Cornwall Council has been criticised for being “uncooperative” in how it dealt with a complaint about a decision to give a homeless teenager a tent in which to sleep.

The Local Government Ombudsman (LGO) ordered the council to pay compensation to the teenager and his mother over the incident earlier this year.

But in its annual letter to the council the LGO criticised it for how it had responded to the complaint and claimed the council tried to get an LGO investigator to sign a confidentiality agreement over files relating to the case.

LGO chairman Michael King wrote in his letter to council chief executive Kate Kennally: “I was pleased that the council eventually agreed to pay him a total of £2,500, plus £1,500 to his mother, who brought the complaint on his behalf. I also welcome the improvements the council has since made to its policies and procedures for accommodating homeless 16 and 17-year-olds, which now take account of the fact that it is not always safe to comply with the accommodation preferences of some young people. You also agreed to draw up an action plan to make sure that there is sufficient accommodation available for homeless young people in Cornwall and to train staff to make sure they are aware that tents, static caravans and bed and breakfast accommodation are never suitable for homeless 16 and 17 year-olds.

“I was concerned, however, that the council’s approach to the investigation was generally un-cooperative. It had previously required our intervention for the council to consider the complaint by the complainant’s mother. When she returned to us, the council delayed responding to our enquiries, declining at first to supply documents we asked for on the grounds we did not have the complainant’s consent to share them with his mother. We had to threaten to issue a witness summons in order to receive them.

“It was unacceptable that the council later attempted to get my investigator to sign a confidentiality agreement before being permitted to inspect files at your offices. We take the view that you should be aware of the provision of the Local Government Act 1974 that permits my investigators, acting under delegated powers, to examine evidence and witnesses.
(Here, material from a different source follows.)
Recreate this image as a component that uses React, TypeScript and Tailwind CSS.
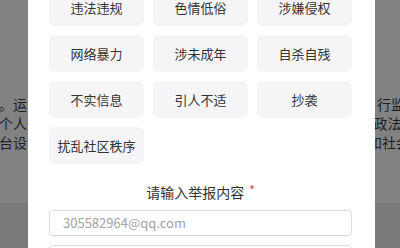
import React from "react";

const font = { fontFamily: '"Noto Sans CJK SC", "Noto Sans", sans-serif' };

const tags = [
  "违法违规",
  "色情低俗",
  "涉嫌侵权",
  "网络暴力",
  "涉未成年",
  "自杀自残",
  "不实信息",
  "引人不适",
  "抄袭",
  "扰乱社区秩序",
];

export default function App() {
  return (
    <div
      className="w-[400px] h-[248px] overflow-hidden flex bg-[#808080]"
      style={font}
    >
      {/* left background strip */}
      <div className="w-[28px] shrink-0 flex flex-col overflow-hidden">
        <div className="h-[203px] bg-[#828282] flex flex-col pt-[95px] text-[14px] leading-[19px] text-[#1e1e1e] whitespace-nowrap">
          <div className="flex justify-end pr-[1px]">。运</div>
          <div className="flex justify-end pr-[1px]">个人</div>
          <div className="flex justify-end pr-[1px]">台设</div>
        </div>
        <div className="flex-1 bg-[#7a7a7a]" />
      </div>

      {/* modal */}
      <div className="w-[347px] shrink-0 bg-white pl-[21px]">
        <div className="w-[303px] grid grid-cols-3 gap-x-[9px] gap-y-[9px] -mt-[11px]">
          {tags.map((t) => (
            <div
              key={t}
              className="h-[37px] rounded-[6px] bg-[#f5f5f7] flex items-center justify-center text-[13px] text-[#333333]"
            >
              {t}
            </div>
          ))}
        </div>
        <div className="w-[303px] mt-[18px] h-[20px] flex justify-center items-center text-[14px] text-[#333333] leading-[20px]">
          <span>请输入举报内容</span>
          <span className="ml-[5px] text-[12px] text-[#d93a3a] leading-none self-start mt-[2px]">
            *
          </span>
        </div>
        <div className="w-[303px] h-[26px] mt-[8px] rounded-[4px] border border-[#dcdcdc] flex items-center pl-[13px] text-[13px] text-[#a3a3a3]">
          305582964@qq.com
        </div>
        <div className="w-[303px] h-[26px] mt-[9px] rounded-[4px] border border-[#dcdcdc]" />
      </div>

      {/* right background strip */}
      <div className="flex-1 flex flex-col overflow-hidden">
        <div className="h-[203px] bg-[#828282] flex flex-col pt-[95px] text-[14px] leading-[19px] text-[#1e1e1e] whitespace-nowrap">
          <div className="pl-[2px]">行监</div>
          <div className="-ml-[10px]">r 政法</div>
          <div className="-ml-[7px]">和社会</div>
        </div>
        <div className="flex-1 bg-[#7a7a7a]" />
      </div>
    </div>
  );
}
“The council was also reluctant to accept fault. For example, after receiving our draft report, the council wrote to us to say that routine use of bed and breakfast accommodation for homeless 16 and 17 year-olds had not happened in Cornwall, despite it being clear from your own files and the accounts of council officers at interview this was not the case. I note

the council has since confirmed to the local media that it has placed young people in bed and breakfast accommodation 18 times since 2016.”

Mr King was also critical of the council for how it dealt with another complaint regarding an autistic boy who had not been given access to education and support.

The LGO found against the council which was ordered to pay financial compensation to the boy and his family.

But Mr King stated: “It was concerning that during our investigation the council repeatedly insisted that it was not aware that the boy was not receiving a full-time education until November 2016. However, the council’s children’s services department, as well as an educational psychologist and

autism adviser working for the council, were aware of the situation from as early as October 2015. We do not believe it was the council’s intention to mislead my office in this case, but it is important that the council ensures it responds properly to our enquiries and consults with all departments and teams who may have been involved.”

And Mr King also said the council had delayed in responding to the LGO in dealing with a case over a village green application which had not been completed for more than 10 years.

The LGO also said that in addition to the cases which had been made public the council had also delayed or given incomplete responses to the ombudsman.

Mr King wrote: ” These delays can add to complainants’ distress, particularly when they have already had to navigate a time-consuming complaints process. I would encourage the council to reflect on these issues over the coming year and look at ways to improve its interactions with our office so that we can work together in providing an efficient and effective complaints service to the public.”